*WHAT YOU WILL DO*: The material below should be written out in full and exactly; pictures stay out of the copy.

*EXERCISE INPUTS*:
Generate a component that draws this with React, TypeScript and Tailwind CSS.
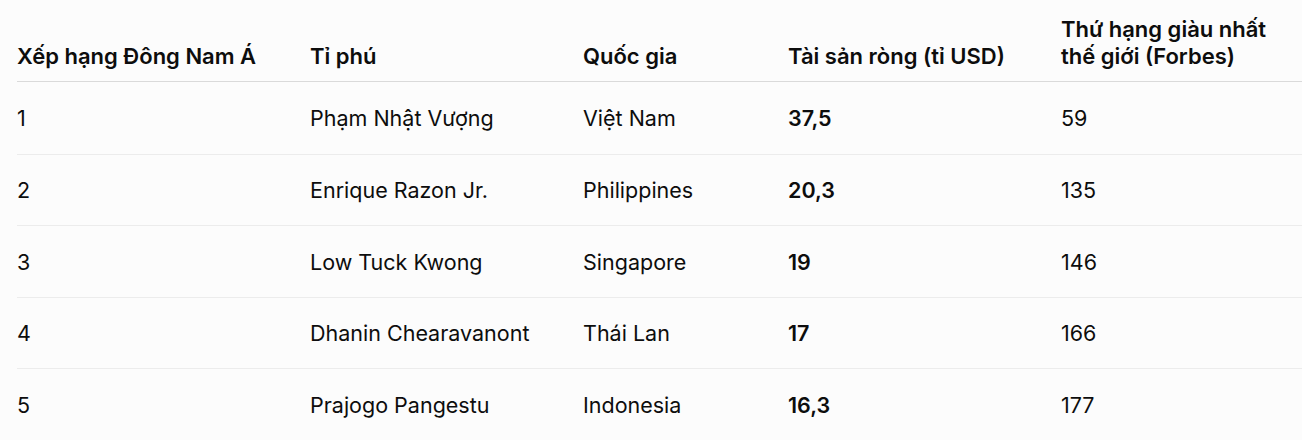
const HEADERS = [
  "Xếp hạng Đông Nam Á",
  "Tỉ phú",
  "Quốc gia",
  "Tài sản ròng (tỉ USD)",
  "Thứ hạng giàu nhất thế giới (Forbes)",
];

const ROWS = [
  ["1", "Phạm Nhật Vượng", "Việt Nam", "37,5", "59"],
  ["2", "Enrique Razon Jr.", "Philippines", "20,3", "135"],
  ["3", "Low Tuck Kwong", "Singapore", "19", "146"],
  ["4", "Dhanin Chearavanont", "Thái Lan", "17", "166"],
  ["5", "Prajogo Pangestu", "Indonesia", "16,3", "177"],
];

const COLS = "grid grid-cols-[293px_273px_205px_273px_1fr]";

export default function App() {
  return (
    <div
      className="w-[1302px] h-[440px] overflow-hidden bg-[#fcfcfc] text-[#0d0d0d] pl-[17px]"
      style={{ fontFamily: "Inter, 'Noto Sans', sans-serif" }}
    >
      <div
        className={
          COLS +
          " h-[82px] items-end pb-[11px] border-b border-[#dadada] text-[22px] leading-[27px] font-semibold"
        }
      >
        {HEADERS.map((h, i) => (
          <div key={i} className="pr-4">
            {h}
          </div>
        ))}
      </div>
      {ROWS.map((r, ri) => (
        <div
          key={ri}
          className={
            COLS +
            " h-[71.5px] items-center text-[21.5px] leading-[27px] " +
            (ri > 0 ? "border-t border-[#ececec]" : "")
          }
        >
          {r.map((c, ci) => (
            <div
              key={ci}
              className={ci === 3 ? "font-semibold pr-4 pt-[2px]" : "pr-4 pt-[2px]"}
            >
              {c}
            </div>
          ))}
        </div>
      ))}
    </div>
  );
}
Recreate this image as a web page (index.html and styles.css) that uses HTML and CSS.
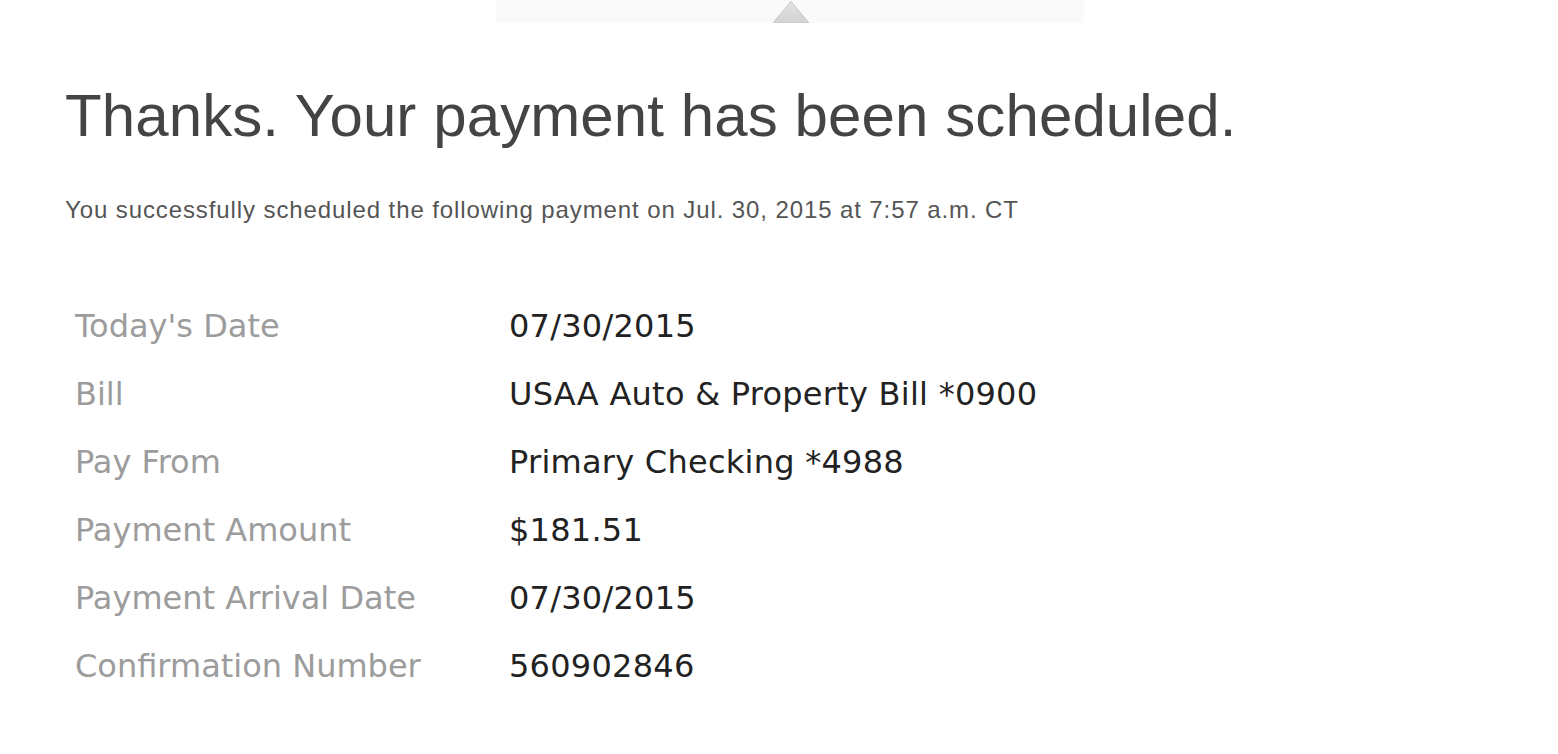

*WRITTEN SOLUTION*:
Generate a component that draws this with React, TypeScript and Tailwind CSS.
const HEADERS = [
  "Xếp hạng Đông Nam Á",
  "Tỉ phú",
  "Quốc gia",
  "Tài sản ròng (tỉ USD)",
  "Thứ hạng giàu nhất thế giới (Forbes)",
];

const ROWS = [
  ["1", "Phạm Nhật Vượng", "Việt Nam", "37,5", "59"],
  ["2", "Enrique Razon Jr.", "Philippines", "20,3", "135"],
  ["3", "Low Tuck Kwong", "Singapore", "19", "146"],
  ["4", "Dhanin Chearavanont", "Thái Lan", "17", "166"],
  ["5", "Prajogo Pangestu", "Indonesia", "16,3", "177"],
];

const COLS = "grid grid-cols-[293px_273px_205px_273px_1fr]";

export default function App() {
  return (
    <div
      className="w-[1302px] h-[440px] overflow-hidden bg-[#fcfcfc] text-[#0d0d0d] pl-[17px]"
      style={{ fontFamily: "Inter, 'Noto Sans', sans-serif" }}
    >
      <div
        className={
          COLS +
          " h-[82px] items-end pb-[11px] border-b border-[#dadada] text-[22px] leading-[27px] font-semibold"
        }
      >
        {HEADERS.map((h, i) => (
          <div key={i} className="pr-4">
            {h}
          </div>
        ))}
      </div>
      {ROWS.map((r, ri) => (
        <div
          key={ri}
          className={
            COLS +
            " h-[71.5px] items-center text-[21.5px] leading-[27px] " +
            (ri > 0 ? "border-t border-[#ececec]" : "")
          }
        >
          {r.map((c, ci) => (
            <div
              key={ci}
              className={ci === 3 ? "font-semibold pr-4 pt-[2px]" : "pr-4 pt-[2px]"}
            >
              {c}
            </div>
          ))}
        </div>
      ))}
    </div>
  );
}
Recreate this image as a web page (index.html and styles.css) that uses HTML and CSS.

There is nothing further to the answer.